USA — The blazes have scorched nearly 400 square miles and almost took out the Ft. Davis National Historic Site.
Firefighters on Sunday continued battling out-of-control wildfires that had scorched nearly 400 square miles across the state, including a blaze in west Texas that narrowly missed a historic frontier Army cavalry fort and one of the world’s leading astronomical research facilities.
A fast-moving wildfire had spread to more than 60,000 acres in Jeff Davis County and destroyed about 40 homes in Fort Davis before it raged north and east. The blaze that started Saturday night in Presidio County missed the McDonald Observatory, which was later used as an evacuation shelter, said assistant director Anita Johnson.

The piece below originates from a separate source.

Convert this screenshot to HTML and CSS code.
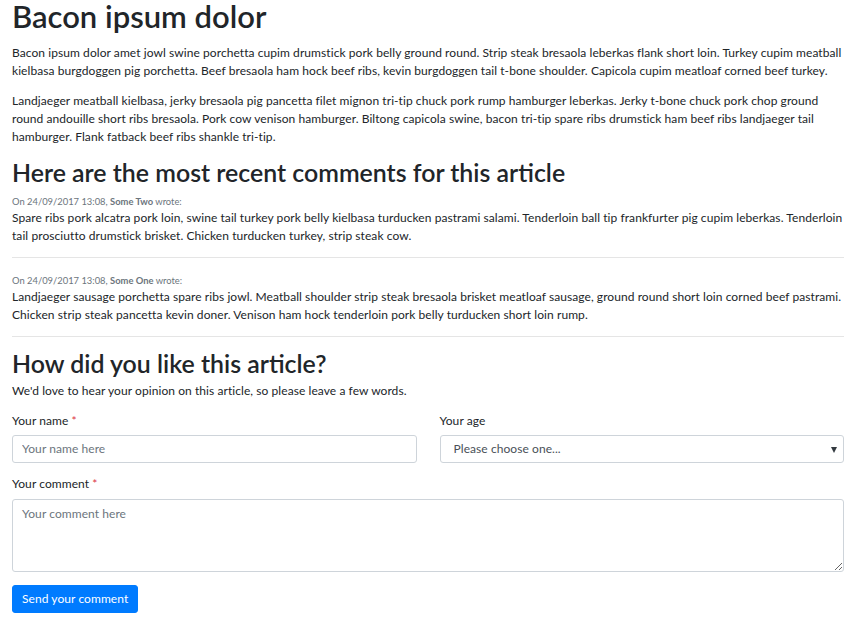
FILE: index.html
```html
<!DOCTYPE html>
<html lang="en">
<head>
<meta charset="utf-8">
<title>Bacon ipsum dolor</title>
<link rel="stylesheet" href="styles.css">
</head>
<body>
<div class="page">
  <h1 class="title">Bacon ipsum dolor</h1>
  <p class="text">Bacon ipsum dolor amet jowl swine porchetta cupim drumstick pork belly ground round. Strip steak bresaola leberkas flank short loin. Turkey cupim meatball kielbasa burgdoggen pig porchetta. Beef bresaola ham hock beef ribs, kevin burgdoggen tail t-bone shoulder. Capicola cupim meatloaf corned beef turkey.</p>
  <p class="text">Landjaeger meatball kielbasa, jerky bresaola pig pancetta filet mignon tri-tip chuck pork rump hamburger leberkas. Jerky t-bone chuck pork chop ground round andouille short ribs bresaola. Pork cow venison hamburger. Biltong capicola swine, bacon tri-tip spare ribs drumstick ham beef ribs landjaeger tail hamburger. Flank fatback beef ribs shankle tri-tip.</p>

  <h2 class="heading heading-comments">Here are the most recent comments for this article</h2>
  <div class="comment">
    <div class="comment-meta">On 24/09/2017 13:08, <strong>Some Two</strong> wrote:</div>
    <p class="text">Spare ribs pork alcatra pork loin, swine tail turkey pork belly kielbasa turducken pastrami salami. Tenderloin ball tip frankfurter pig cupim leberkas. Tenderloin tail prosciutto drumstick brisket. Chicken turducken turkey, strip steak cow.</p>
  </div>
  <hr class="divider divider-between">
  <div class="comment">
    <div class="comment-meta">On 24/09/2017 13:08, <strong>Some One</strong> wrote:</div>
    <p class="text">Landjaeger sausage porchetta spare ribs jowl. Meatball shoulder strip steak bresaola brisket meatloaf sausage, ground round short loin corned beef pastrami. Chicken strip steak pancetta kevin doner. Venison ham hock tenderloin pork belly turducken short loin rump.</p>
  </div>
  <hr class="divider">

  <h2 class="heading heading-form">How did you like this article?</h2>
  <p class="text">We'd love to hear your opinion on this article, so please leave a few words.</p>

  <form class="form" action="#">
    <div class="form-row">
      <div class="field">
        <label class="label" for="name">Your name <span class="req">*</span></label>
        <input class="control" id="name" type="text" placeholder="Your name here">
      </div>
      <div class="field">
        <label class="label" for="age">Your age</label>
        <div class="select-wrap">
          <select class="control select" id="age">
            <option>Please choose one...</option>
            <option>Under 18</option>
            <option>18 - 30</option>
            <option>31 - 50</option>
            <option>Over 50</option>
          </select>
        </div>
      </div>
    </div>
    <div class="field field-comment">
      <label class="label label-comment" for="comment">Your comment <span class="req">*</span></label>
      <textarea class="control textarea" id="comment" placeholder="Your comment here"></textarea>
    </div>
    <button class="btn" type="submit">Send your comment</button>
  </form>
</div>
</body>
</html>
```

FILE: styles.css
```css
* { box-sizing: border-box; }

html, body {
  margin: 0;
  padding: 0;
  background: #ffffff;
}

body {
  font-family: Lato, "Liberation Sans", sans-serif;
  font-size: 12px;
  line-height: 18px;
  letter-spacing: 0.07px;
  color: #212529;
}

.page {
  padding: 0 13px 0 12px;
}

.title {
  font-size: 31px;
  font-weight: 600;
  line-height: 33px;
  letter-spacing: 0;
  margin: 0 0 11px;
  color: #212529;
}

.text {
  margin: 0 0 12px;
}

.heading {
  font-size: 24.9px;
  font-weight: 600;
  line-height: 28.8px;
  letter-spacing: 0;
  margin: 0;
  color: #212529;
}

.heading-comments { margin-bottom: 7px; }
.heading-form { margin-bottom: 4px; }

.comment-meta {
  font-size: 9.4px;
  line-height: 15px;
  letter-spacing: 0;
  color: #6c757d;
}

.comment-meta strong { font-weight: 700; }

.divider {
  border: 0;
  border-top: 1px solid rgba(0, 0, 0, 0.1);
  margin: 12px 0 12px;
  height: 0;
}

.divider-between { margin-bottom: 15px; }

.form { margin: 0; }

.form-row {
  display: grid;
  grid-template-columns: 1fr 1fr;
  column-gap: 23px;
}

.field { margin-bottom: 12px; }

.field-comment { margin-bottom: 12.5px; }

.label {
  display: block;
  margin-bottom: 5px;
}

.label-comment { margin-bottom: 6px; }

.req { color: #dc3545; }

.control {
  display: block;
  width: 100%;
  height: 28.5px;
  padding: 4.5px 9px;
  font-family: inherit;
  font-size: 12px;
  line-height: 18px;
  letter-spacing: 0.07px;
  color: #495057;
  background: #ffffff;
  border: 1px solid #ced4da;
  border-radius: 3px;
  margin: 0;
}

.control::placeholder { color: #6c757d; opacity: 1; }

.select-wrap { position: relative; }

.select {
  -webkit-appearance: none;
  appearance: none;
  padding-left: 13px;
  padding-right: 24px;
}

.select-wrap::after {
  content: "";
  position: absolute;
  right: 7px;
  top: 12px;
  border-left: 3.5px solid transparent;
  border-right: 3.5px solid transparent;
  border-top: 6px solid #333a40;
  pointer-events: none;
}

.textarea {
  height: 73px;
  resize: vertical;
}

.btn {
  display: inline-block;
  font-family: inherit;
  font-size: 12px;
  line-height: 18px;
  letter-spacing: 0.07px;
  height: 28.5px;
  padding: 4.5px 9px;
  color: #ffffff;
  background: #007bff;
  border: 1px solid #007bff;
  border-radius: 3px;
  cursor: pointer;
}
```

The fire also missed Ft. Davis National Historic Site, a U.S. Army cavalry fort built in 1854 to protect a mail route from San Antonio to El Paso. It closed in 1891 and reopened after the Civil War to protect freight wagons, according to the Texas State Historical Assn.
Bob Dillard, a former Jeff Davis County judge, said firefighters spent Saturday evening pouring water on the town’s bank and other downtown businesses, while residents toiled to save their homes in Fort Davis, 200 miles southeast of El Paso. But by early Sunday, after the fire cut off electricity, the water shut off and the town’s 1,100 residents evacuated along with most visitors in town for the Hammerfest bicycle races, Dillard said.
“It was unbelievable, just horrific,” said Dillard, editor of the weekly Jeff Davis County Mountain Dispatch. “There were horses on fire, buildings on fire, houses on fire.”